The opening up of Eastern Europe in the early 1990s has had a strong effect. Employers soon realised that economies such as Poland and the Czech Republic possessed educated labour forces, whose productivity potential had been suppressed by the gross inefficiencies inherent in planned economies. German companies opened up new production plants in the old Soviet bloc countries in Europe rather than at home.
This has been combined with the impact of both globalisation and mass immigration.
The effect on wage rates of this increase in competition in the labour market has been dramatic. Christian Dustmann at UCL has examined the evolution of wage rates in the former West Germany.

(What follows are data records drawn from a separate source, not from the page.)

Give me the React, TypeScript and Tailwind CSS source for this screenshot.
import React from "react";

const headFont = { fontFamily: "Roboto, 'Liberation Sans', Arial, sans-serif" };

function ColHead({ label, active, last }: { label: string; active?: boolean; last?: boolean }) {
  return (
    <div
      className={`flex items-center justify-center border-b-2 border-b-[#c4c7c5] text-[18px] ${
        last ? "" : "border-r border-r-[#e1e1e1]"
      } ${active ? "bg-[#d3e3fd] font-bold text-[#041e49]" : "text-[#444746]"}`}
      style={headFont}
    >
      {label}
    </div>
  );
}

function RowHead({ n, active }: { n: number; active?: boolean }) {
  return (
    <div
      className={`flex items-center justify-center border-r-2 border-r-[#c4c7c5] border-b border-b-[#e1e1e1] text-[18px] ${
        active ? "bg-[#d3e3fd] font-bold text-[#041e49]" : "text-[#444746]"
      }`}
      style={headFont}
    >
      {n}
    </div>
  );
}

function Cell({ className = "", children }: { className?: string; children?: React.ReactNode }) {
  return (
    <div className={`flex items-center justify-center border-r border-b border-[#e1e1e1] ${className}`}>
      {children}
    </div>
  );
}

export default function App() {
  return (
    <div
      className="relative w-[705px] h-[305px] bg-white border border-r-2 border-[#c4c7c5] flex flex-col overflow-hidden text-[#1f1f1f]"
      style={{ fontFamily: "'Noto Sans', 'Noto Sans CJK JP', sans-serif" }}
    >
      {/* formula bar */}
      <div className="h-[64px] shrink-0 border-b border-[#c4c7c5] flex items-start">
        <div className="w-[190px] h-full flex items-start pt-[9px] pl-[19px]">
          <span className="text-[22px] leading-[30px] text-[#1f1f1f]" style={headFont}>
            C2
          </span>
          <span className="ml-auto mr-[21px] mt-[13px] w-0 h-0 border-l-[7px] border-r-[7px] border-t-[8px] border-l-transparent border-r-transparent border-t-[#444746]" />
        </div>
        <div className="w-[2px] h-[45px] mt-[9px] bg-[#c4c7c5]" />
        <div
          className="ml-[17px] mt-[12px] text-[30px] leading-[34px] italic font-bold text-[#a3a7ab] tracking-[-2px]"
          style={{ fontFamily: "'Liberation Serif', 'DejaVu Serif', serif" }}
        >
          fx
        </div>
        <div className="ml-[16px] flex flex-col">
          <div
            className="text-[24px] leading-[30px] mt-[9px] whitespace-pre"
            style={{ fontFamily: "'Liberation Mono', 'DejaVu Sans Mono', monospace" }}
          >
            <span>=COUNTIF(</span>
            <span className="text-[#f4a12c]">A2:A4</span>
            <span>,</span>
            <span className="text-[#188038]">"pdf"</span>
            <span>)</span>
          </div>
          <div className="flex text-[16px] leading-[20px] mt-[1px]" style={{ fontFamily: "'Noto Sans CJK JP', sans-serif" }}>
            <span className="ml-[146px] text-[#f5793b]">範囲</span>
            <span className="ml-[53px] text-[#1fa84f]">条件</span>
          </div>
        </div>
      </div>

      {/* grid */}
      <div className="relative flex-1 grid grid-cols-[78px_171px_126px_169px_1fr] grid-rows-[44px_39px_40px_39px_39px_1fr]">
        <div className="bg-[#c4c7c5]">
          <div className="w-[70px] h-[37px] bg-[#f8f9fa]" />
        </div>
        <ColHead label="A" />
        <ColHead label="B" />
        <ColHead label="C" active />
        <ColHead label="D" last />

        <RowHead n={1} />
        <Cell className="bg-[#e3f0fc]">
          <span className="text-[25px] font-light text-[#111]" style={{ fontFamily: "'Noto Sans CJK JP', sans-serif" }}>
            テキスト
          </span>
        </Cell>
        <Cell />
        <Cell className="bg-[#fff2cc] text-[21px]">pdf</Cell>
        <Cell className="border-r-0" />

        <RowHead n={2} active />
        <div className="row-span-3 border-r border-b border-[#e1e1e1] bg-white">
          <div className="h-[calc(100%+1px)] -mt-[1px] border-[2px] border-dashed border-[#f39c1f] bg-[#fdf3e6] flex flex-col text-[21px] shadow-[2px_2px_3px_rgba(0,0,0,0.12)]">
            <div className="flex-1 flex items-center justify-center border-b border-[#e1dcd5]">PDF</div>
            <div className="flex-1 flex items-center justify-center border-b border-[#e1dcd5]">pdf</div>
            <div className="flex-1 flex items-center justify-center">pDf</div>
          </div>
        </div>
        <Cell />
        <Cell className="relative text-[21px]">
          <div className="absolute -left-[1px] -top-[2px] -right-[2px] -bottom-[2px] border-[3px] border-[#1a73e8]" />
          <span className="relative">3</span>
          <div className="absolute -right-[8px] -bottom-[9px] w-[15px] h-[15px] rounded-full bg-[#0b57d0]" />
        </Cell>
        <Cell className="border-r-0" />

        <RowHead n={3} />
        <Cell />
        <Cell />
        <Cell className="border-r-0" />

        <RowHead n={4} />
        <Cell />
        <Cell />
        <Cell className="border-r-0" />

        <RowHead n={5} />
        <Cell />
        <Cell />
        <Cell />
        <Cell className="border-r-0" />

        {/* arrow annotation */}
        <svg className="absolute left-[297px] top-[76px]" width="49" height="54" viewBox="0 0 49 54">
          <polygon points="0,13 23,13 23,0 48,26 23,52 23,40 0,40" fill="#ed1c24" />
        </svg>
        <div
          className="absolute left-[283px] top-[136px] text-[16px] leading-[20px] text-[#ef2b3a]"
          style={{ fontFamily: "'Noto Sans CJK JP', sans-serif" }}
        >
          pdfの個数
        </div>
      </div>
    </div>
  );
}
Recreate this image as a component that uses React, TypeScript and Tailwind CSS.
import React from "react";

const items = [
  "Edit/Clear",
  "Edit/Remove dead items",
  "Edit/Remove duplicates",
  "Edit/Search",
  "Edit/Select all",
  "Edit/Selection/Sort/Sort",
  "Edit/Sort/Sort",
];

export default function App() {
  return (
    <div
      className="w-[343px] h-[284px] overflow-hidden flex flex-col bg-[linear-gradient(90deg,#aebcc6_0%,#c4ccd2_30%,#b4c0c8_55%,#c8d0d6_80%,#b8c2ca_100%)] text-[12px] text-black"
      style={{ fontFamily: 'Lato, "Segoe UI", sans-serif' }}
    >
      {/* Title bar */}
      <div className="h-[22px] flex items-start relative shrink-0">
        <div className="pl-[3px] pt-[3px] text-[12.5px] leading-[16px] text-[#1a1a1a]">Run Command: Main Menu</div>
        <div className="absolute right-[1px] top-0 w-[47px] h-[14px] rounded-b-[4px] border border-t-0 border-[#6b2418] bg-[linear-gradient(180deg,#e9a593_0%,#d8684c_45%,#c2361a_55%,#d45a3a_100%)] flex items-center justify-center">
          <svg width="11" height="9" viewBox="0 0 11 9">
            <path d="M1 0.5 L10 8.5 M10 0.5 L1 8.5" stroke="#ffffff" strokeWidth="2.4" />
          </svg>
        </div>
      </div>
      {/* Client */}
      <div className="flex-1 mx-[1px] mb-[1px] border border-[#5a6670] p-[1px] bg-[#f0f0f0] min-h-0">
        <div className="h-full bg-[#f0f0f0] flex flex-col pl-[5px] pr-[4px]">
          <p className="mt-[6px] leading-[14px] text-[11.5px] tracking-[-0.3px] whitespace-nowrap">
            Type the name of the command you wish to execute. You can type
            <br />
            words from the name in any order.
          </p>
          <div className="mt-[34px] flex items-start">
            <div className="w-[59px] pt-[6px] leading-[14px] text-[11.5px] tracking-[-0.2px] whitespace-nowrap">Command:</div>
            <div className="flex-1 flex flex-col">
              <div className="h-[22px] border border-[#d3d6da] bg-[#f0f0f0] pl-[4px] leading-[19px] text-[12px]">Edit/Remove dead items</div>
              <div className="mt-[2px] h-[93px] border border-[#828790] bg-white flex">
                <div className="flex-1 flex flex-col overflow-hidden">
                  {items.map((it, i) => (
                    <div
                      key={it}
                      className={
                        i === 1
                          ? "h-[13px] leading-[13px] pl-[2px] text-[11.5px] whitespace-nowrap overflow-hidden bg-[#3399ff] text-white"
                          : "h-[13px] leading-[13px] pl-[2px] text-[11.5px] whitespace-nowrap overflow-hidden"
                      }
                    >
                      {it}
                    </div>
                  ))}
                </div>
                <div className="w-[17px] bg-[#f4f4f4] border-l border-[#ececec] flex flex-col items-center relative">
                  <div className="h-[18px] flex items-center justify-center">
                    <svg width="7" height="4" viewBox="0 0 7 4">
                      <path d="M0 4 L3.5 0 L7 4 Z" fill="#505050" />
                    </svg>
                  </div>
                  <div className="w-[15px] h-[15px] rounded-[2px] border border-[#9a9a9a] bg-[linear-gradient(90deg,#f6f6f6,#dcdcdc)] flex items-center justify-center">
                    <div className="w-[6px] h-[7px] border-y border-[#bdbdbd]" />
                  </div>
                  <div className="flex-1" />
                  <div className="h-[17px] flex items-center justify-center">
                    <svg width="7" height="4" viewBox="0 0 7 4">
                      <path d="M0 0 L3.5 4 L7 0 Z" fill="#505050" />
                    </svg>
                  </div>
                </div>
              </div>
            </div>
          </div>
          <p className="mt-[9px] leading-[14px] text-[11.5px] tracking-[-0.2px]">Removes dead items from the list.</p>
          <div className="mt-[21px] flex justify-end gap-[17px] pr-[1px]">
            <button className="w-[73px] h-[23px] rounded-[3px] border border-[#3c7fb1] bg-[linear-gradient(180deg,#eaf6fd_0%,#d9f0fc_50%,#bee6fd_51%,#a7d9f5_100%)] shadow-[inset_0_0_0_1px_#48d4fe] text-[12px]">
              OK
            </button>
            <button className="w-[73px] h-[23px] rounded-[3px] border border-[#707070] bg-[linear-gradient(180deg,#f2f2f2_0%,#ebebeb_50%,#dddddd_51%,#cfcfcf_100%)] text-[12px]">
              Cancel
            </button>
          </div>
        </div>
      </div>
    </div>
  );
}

The fifteenth percentile of the wage distribution is the level at which only 15 per cent of wages are lower. In West Germany, at the fifteenth percentile, real wages have fallen almost continuously since the mid-1990s.
At the fiftieth percentile, where half get more and half get less, the reduction has been less sharp. But the fall had set in by the early 2000s.
At the eighty-fifth percentile, we see the mirror image of the fifteenth: real wages grew strongly, reaping the benefits of the recovery of the economy.
In the states of the old East Germany, the problems are even worse.
The sharp rise in inequality is a key reason for the collapse in support for the social democratic parties across Europe. Their traditional voters have been the ones who have been hit the most by static or falling real incomes. They have not been defended by social democrat parties, which now represent the interests of the public sector urban professional classes.
The fact that Jeremy Corbyn’s Labour did not suffer the same fate as Germany’s SDP is a clear indictment of the Conservative campaign in the election.